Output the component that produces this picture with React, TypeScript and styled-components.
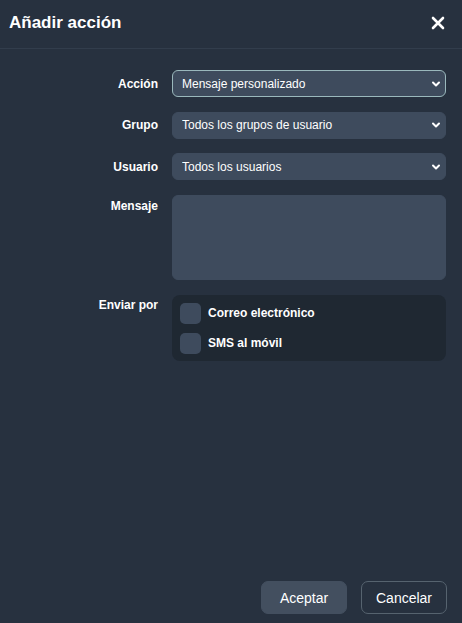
import React from "react";
import styled, { createGlobalStyle } from "styled-components";

const Global = createGlobalStyle`
  html, body { margin: 0; padding: 0; height: 100%; background: #27313f; }
  #root { height: 100%; }
  * { box-sizing: border-box; }
`;

const Dialog = styled.div`
  height: 100vh;
  display: flex;
  flex-direction: column;
  background: #27313f;
  color: #ffffff;
  font-family: "Liberation Sans", Arial, sans-serif;
`;

const Header = styled.div`
  height: 49px;
  display: flex;
  align-items: center;
  justify-content: space-between;
  padding: 0 16px 2px 9px;
  border-bottom: 1px solid #323d4c;
`;

const Title = styled.h1`
  margin: 0;
  font-size: 17px;
  font-weight: 700;
  color: #ffffff;
`;

const CloseButton = styled.button`
  border: none;
  background: none;
  padding: 0;
  width: 16px;
  height: 16px;
  display: flex;
  align-items: center;
  justify-content: center;
  cursor: pointer;
`;

const Body = styled.div`
  flex: 1;
  display: grid;
  grid-template-columns: 150px 1fr;
  column-gap: 14px;
  row-gap: 14.5px;
  align-content: start;
  padding: 21px 16px 0 8px;
`;

const Label = styled.label<{ $top?: boolean }>`
  font-size: 12px;
  font-weight: 700;
  color: #ffffff;
  text-align: right;
  align-self: ${(p) => (p.$top ? "start" : "center")};
  padding-top: ${(p) => (p.$top ? "4px" : "0")};
`;

const SelectWrap = styled.div`
  position: relative;
`;

const Select = styled.select<{ $focused?: boolean }>`
  appearance: none;
  -webkit-appearance: none;
  width: 100%;
  height: 27px;
  display: block;
  padding: 0 24px 0 9px;
  border-radius: 6px;
  border: 1px solid ${(p) => (p.$focused ? "#9ab8bc" : "#3e4b5d")};
  background: #3e4b5d;
  color: #ffffff;
  font-family: "Liberation Sans", Arial, sans-serif;
  font-size: 12px;
  outline: none;
`;

const Chevron = styled.svg`
  position: absolute;
  right: 5px;
  top: 50%;
  transform: translateY(-50%);
  pointer-events: none;
`;

const TextArea = styled.textarea`
  width: 100%;
  height: 85px;
  border-radius: 6px;
  border: 1px solid #3e4b5d;
  background: #3e4b5d;
  color: #ffffff;
  resize: none;
  outline: none;
  font-family: "Liberation Sans", Arial, sans-serif;
  font-size: 12px;
  padding: 6px 9px;
  display: block;
`;

const Group = styled.div`
  background: #1f2832;
  border-radius: 8px;
  padding: 8px 8px 7px 8px;
  display: flex;
  flex-direction: column;
  gap: 9px;
  margin-top: 1px;
`;

const CheckRow = styled.label`
  display: flex;
  align-items: center;
  gap: 7px;
  font-size: 12px;
  font-weight: 700;
  color: #ffffff;
  line-height: 14px;
  padding-bottom: 1px;
`;

const Box = styled.span`
  width: 21px;
  height: 21px;
  border-radius: 5px;
  background: #3e4b5d;
  display: inline-block;
  flex: none;
  margin-bottom: -1px;
`;

const Footer = styled.div`
  display: flex;
  justify-content: flex-end;
  gap: 14px;
  padding: 0 15px 9px 0;
`;

const Button = styled.button<{ $primary?: boolean }>`
  width: 86px;
  height: 33px;
  border-radius: 7px;
  font-family: "Liberation Sans", Arial, sans-serif;
  font-size: 14px;
  font-weight: 400;
  color: #ffffff;
  cursor: pointer;
  background: ${(p) => (p.$primary ? "#434f5f" : "transparent")};
  border: 1px solid ${(p) => (p.$primary ? "#434f5f" : "#56636f")};
`;

const ChevronIcon = () => (
  <Chevron width="10" height="10" viewBox="0 0 10 10">
    <path d="M2 3.5 L5 6.5 L8 3.5" fill="none" stroke="#ffffff" strokeWidth="2" strokeLinecap="round" strokeLinejoin="round" />
  </Chevron>
);

const Field = ({ value, focused }: { value: string; focused?: boolean }) => (
  <SelectWrap>
    <Select $focused={focused} defaultValue={value}>
      <option>{value}</option>
    </Select>
    <ChevronIcon />
  </SelectWrap>
);

export default function App() {
  return (
    <>
      <Global />
      <Dialog>
        <Header>
          <Title>Añadir acción</Title>
          <CloseButton aria-label="Cerrar">
            <svg width="14" height="14" viewBox="0 0 14 14">
              <path d="M2 2 L12 12 M12 2 L2 12" stroke="#ffffff" strokeWidth="2.6" strokeLinecap="round" />
            </svg>
          </CloseButton>
        </Header>
        <Body>
          <Label>Acción</Label>
          <Field value="Mensaje personalizado" focused />
          <Label>Grupo</Label>
          <Field value="Todos los grupos de usuario" />
          <Label>Usuario</Label>
          <Field value="Todos los usuarios" />
          <Label $top>Mensaje</Label>
          <TextArea />
          <Label $top>Enviar por</Label>
          <Group>
            <CheckRow>
              <Box />
              Correo electrónico
            </CheckRow>
            <CheckRow>
              <Box />
              SMS al móvil
            </CheckRow>
          </Group>
        </Body>
        <Footer>
          <Button $primary>Aceptar</Button>
          <Button>Cancelar</Button>
        </Footer>
      </Dialog>
    </>
  );
}
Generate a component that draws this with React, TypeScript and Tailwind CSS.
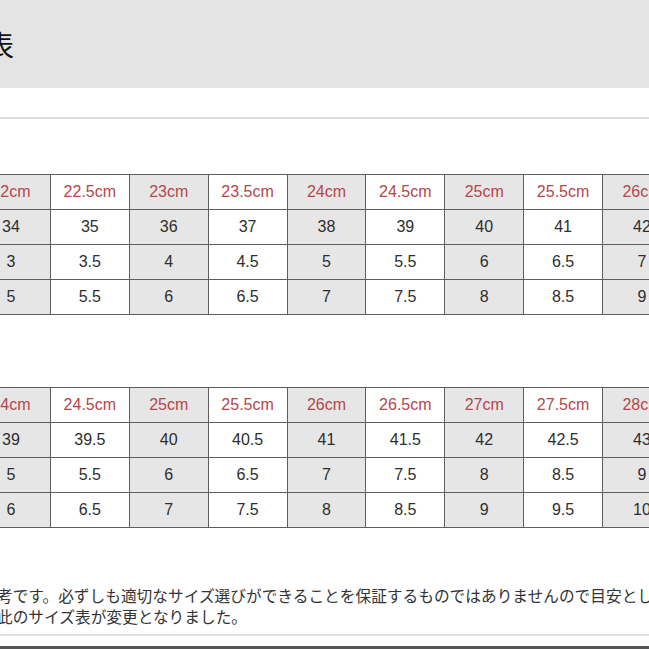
const FONT = { fontFamily: '"Noto Sans CJK JP", "Noto Sans", sans-serif' }
const LATIN = { fontFamily: '"Liberation Sans", "Noto Sans CJK JP", sans-serif' }

type Table = { sizes: string[]; rows: string[][] }

const TABLES: Table[] = [
  {
    sizes: ['22cm', '22.5cm', '23cm', '23.5cm', '24cm', '24.5cm', '25cm', '25.5cm', '26cm'],
    rows: [
      ['34', '35', '36', '37', '38', '39', '40', '41', '42'],
      ['3', '3.5', '4', '4.5', '5', '5.5', '6', '6.5', '7'],
      ['5', '5.5', '6', '6.5', '7', '7.5', '8', '8.5', '9'],
    ],
  },
  {
    sizes: ['24cm', '24.5cm', '25cm', '25.5cm', '26cm', '26.5cm', '27cm', '27.5cm', '28cm'],
    rows: [
      ['39', '39.5', '40', '40.5', '41', '41.5', '42', '42.5', '43'],
      ['5', '5.5', '6', '6.5', '7', '7.5', '8', '8.5', '9'],
      ['6', '6.5', '7', '7.5', '8', '8.5', '9', '9.5', '10'],
    ],
  },
]

function SizeTable({ table }: { table: Table }) {
  return (
    <table className="ml-[-29px] w-[711px] table-fixed border-collapse text-[16px]" style={LATIN}>
      <tbody>
        <tr className="h-[35px]">
          {table.sizes.map((s, i) => (
            <td
              key={s}
              className={`border-[1.5px] border-[#5e5e5e] p-0 text-center text-[#b5474b] ${i % 2 === 0 ? 'bg-[#e6e6e6]' : 'bg-white'}`}
            >
              {s}
            </td>
          ))}
        </tr>
        {table.rows.map((row, r) => (
          <tr key={r} className="h-[35px]">
            {row.map((v, i) => (
              <td
                key={i}
                className={`border-[1.5px] border-[#5e5e5e] p-0 text-center text-[#2e2e2e] ${i % 2 === 0 ? 'bg-[#e6e6e6]' : 'bg-white'}`}
              >
                {v}
              </td>
            ))}
          </tr>
        ))}
      </tbody>
    </table>
  )
}

export default function App() {
  return (
    <div className="w-[649px] h-[649px] overflow-hidden bg-white" style={FONT}>
      {/* title bar */}
      <div className="h-[88px] bg-[#e4e4e4] flex items-center">
        <span className="ml-[-14px] text-[28px] leading-none text-[#111]">表</span>
      </div>
      <div className="h-[29px]" />
      <div className="h-[2px] bg-[#dedede]" />

      <div className="pt-[55px]">
        <SizeTable table={TABLES[0]} />
      </div>
      <div className="pt-[72px]">
        <SizeTable table={TABLES[1]} />
      </div>

      <div className="pt-[57px] text-[15.7px] leading-[21px] text-[#333] whitespace-nowrap">
        <p className="ml-[-3px]">考です。必ずしも適切なサイズ選びができることを保証するものではありませんので目安として</p>
        <p className="ml-[-3px]">此のサイズ表が変更となりました。</p>
      </div>
      <div className="mt-[7px] h-[2px] bg-[#e0e0e0]" />
      <div className="mt-[10px] h-[3px] bg-[#555]" />
    </div>
  )
}
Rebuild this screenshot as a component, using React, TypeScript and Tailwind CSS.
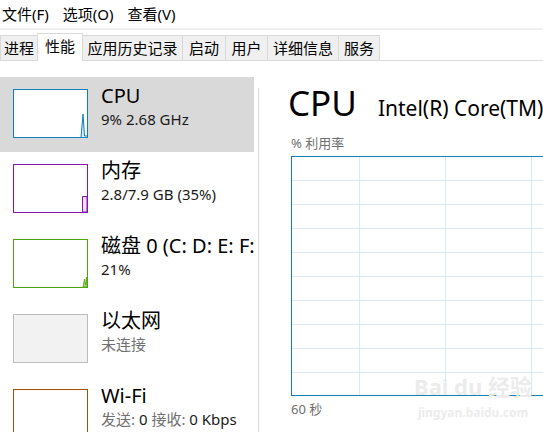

--- --- ---

#### Requirement:
Reproduce the data above exactly, but only the lines from the one showing "Generate a component" through the one showing "string[]; rows: string[][]", with both ends kept and the pictures left out.

#### Written solution:
Generate a component that draws this with React, TypeScript and Tailwind CSS.
const FONT = { fontFamily: '"Noto Sans CJK JP", "Noto Sans", sans-serif' }
const LATIN = { fontFamily: '"Liberation Sans", "Noto Sans CJK JP", sans-serif' }

type Table = { sizes: string[]; rows: string[][] }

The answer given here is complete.